Lithuania on Thursday destroyed thousands of pigs after confirming its first cases of deadly African swine fever, days after it was detected on farms in EU neighbours Latvia and Poland.
The spread of the disease, which is harmless to humans but poses a grave threat to pigs and the pork industry, comes as the World Trade Organization reviews a Russian embargo on EU pork sparked by the outbreak.
Lithuania's state food and veterinary service said cases were reported in the north-east of the country, close to Latvia and Belarus, on an industrial-scale farm owned by Danish company Idavang.

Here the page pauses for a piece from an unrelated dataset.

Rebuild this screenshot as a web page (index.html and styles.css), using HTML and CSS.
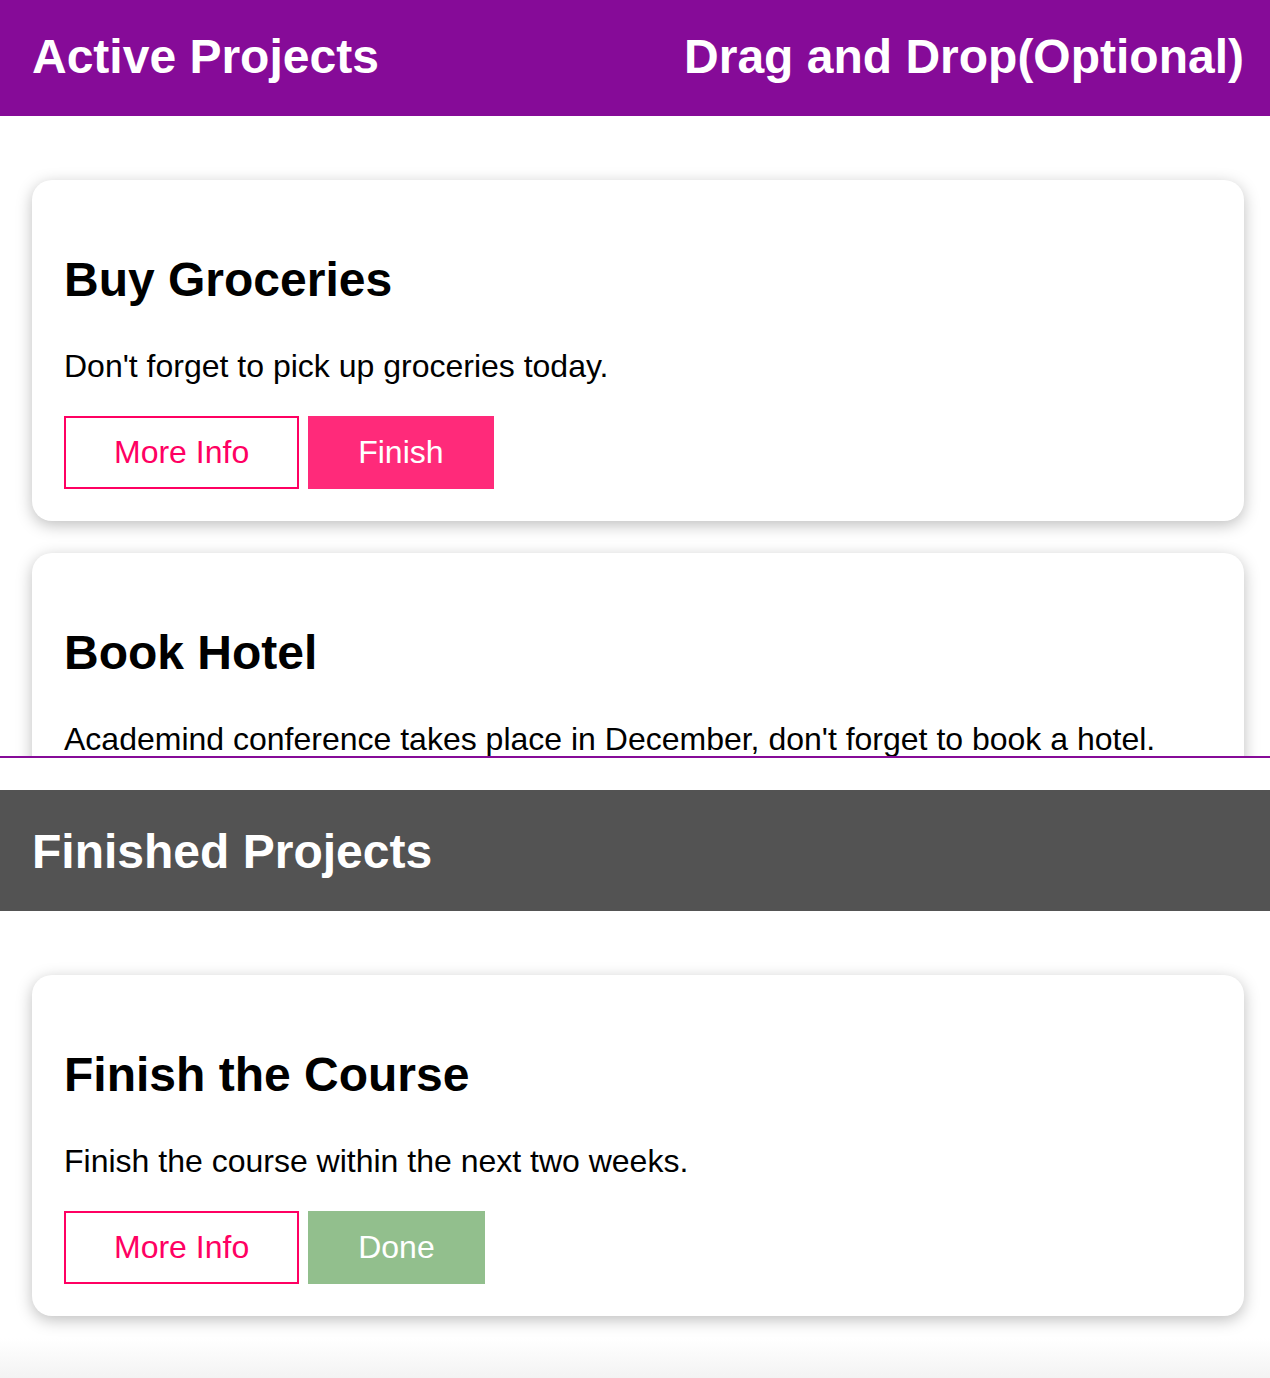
FILE: index.html
```html
<!DOCTYPE html>
<html lang="en">
<head>
<meta charset="utf-8">
<meta name="viewport" content="width=device-width, initial-scale=1">
<title>Projects</title>
<link rel="stylesheet" href="styles.css">
</head>
<body>
<main>
  <section class="projects projects-active">
    <header class="bar">
      <h2>Active Projects</h2>
      <h2>Drag and Drop(Optional)</h2>
    </header>
    <ul class="list">
      <li class="card">
        <h2>Buy Groceries</h2>
        <p>Don't forget to pick up groceries today.</p>
        <div class="actions">
          <button type="button" class="btn btn-outline">More Info</button>
          <button type="button" class="btn btn-finish">Finish</button>
        </div>
      </li>
      <li class="card">
        <h2>Book Hotel</h2>
        <p>Academind conference takes place in December, don't forget to book a hotel.</p>
      </li>
    </ul>
  </section>
  <section class="projects projects-finished">
    <header class="bar">
      <h2>Finished Projects</h2>
    </header>
    <ul class="list">
      <li class="card">
        <h2>Finish the Course</h2>
        <p>Finish the course within the next two weeks.</p>
        <div class="actions">
          <button type="button" class="btn btn-outline">More Info</button>
          <button type="button" class="btn btn-done">Done</button>
        </div>
      </li>
    </ul>
  </section>
</main>
</body>
</html>
```
FILE: styles.css
```css
* {
  box-sizing: border-box;
}

body {
  margin: 0;
  font-family: "Liberation Sans", Arial, sans-serif;
  font-size: 32px;
  line-height: 36px;
  color: #000;
  background: #fff;
}

h2 {
  margin: 0;
  font-size: 48px;
  line-height: 56px;
}

p {
  margin: 0;
}

.bar {
  display: flex;
  justify-content: space-between;
  padding: 29px 26px 31px 32px;
  color: #fff;
}

.projects-active {
  border-bottom: 2px solid #860b98;
  margin-bottom: 32px;
}

.projects-active .bar {
  background: #860b98;
}

.projects-finished .bar {
  padding-top: 34px;
  background: #535353;
}

.list {
  display: flex;
  flex-direction: column;
  gap: 32px;
  margin: 0;
  padding: 64px 26px 62px 32px;
  list-style: none;
}

.projects-active .list {
  max-height: 640px;
  overflow: hidden;
}

.projects-finished .list {
  background: linear-gradient(to top, #f3f3f3, #fff 40px);
}

.card {
  padding: 72px 32px 32px;
  border-radius: 20px;
  background: #fff;
  box-shadow: 0 4px 16px rgba(0, 0, 0, 0.26);
}

.card p {
  margin-top: 40px;
}

.actions {
  display: flex;
  gap: 9px;
  margin-top: 32px;
}

.btn {
  padding: 16px 48px;
  border: 2px solid #ff0062;
  font: inherit;
  line-height: 37px;
  background: #fff;
}

.btn-outline {
  color: #ff0062;
}

.btn-finish {
  border-color: #ff2a7a;
  background: #ff2a7a;
  color: #fff;
}

.btn-done {
  border-color: #92bf8d;
  background: #92bf8d;
  color: #fff;
}
```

"The farm had around 19,000 pigs, and they are being destroyed," Idavang spokeswoman Lina Mockute told AFP.
The developments come the day after Lithuania's southern neighbour Poland suffered its first cases of swine fever in pigs, and two days after northern neighbour Latvia extended an emergency zone for the same reason.
Russia in January imposed a pork embargo on the 28-nation European Union but Brussels turned to the World Trade Organization, arguing the ban is totally misplaced.
WTO's disputes settlement body have created panels to hear the complaint, trade sources said earlier this week.
Russia buys a quarter of the EU's pork exports, worth around 1.4 billion euros ($1.9 billion) a year.
Lithuania ordered a mass cull of wild boar earlier this year, targeting 90 percent of the estimated 60,000 living on its territory, after the disease was detected in animals thought to have come from Belarus.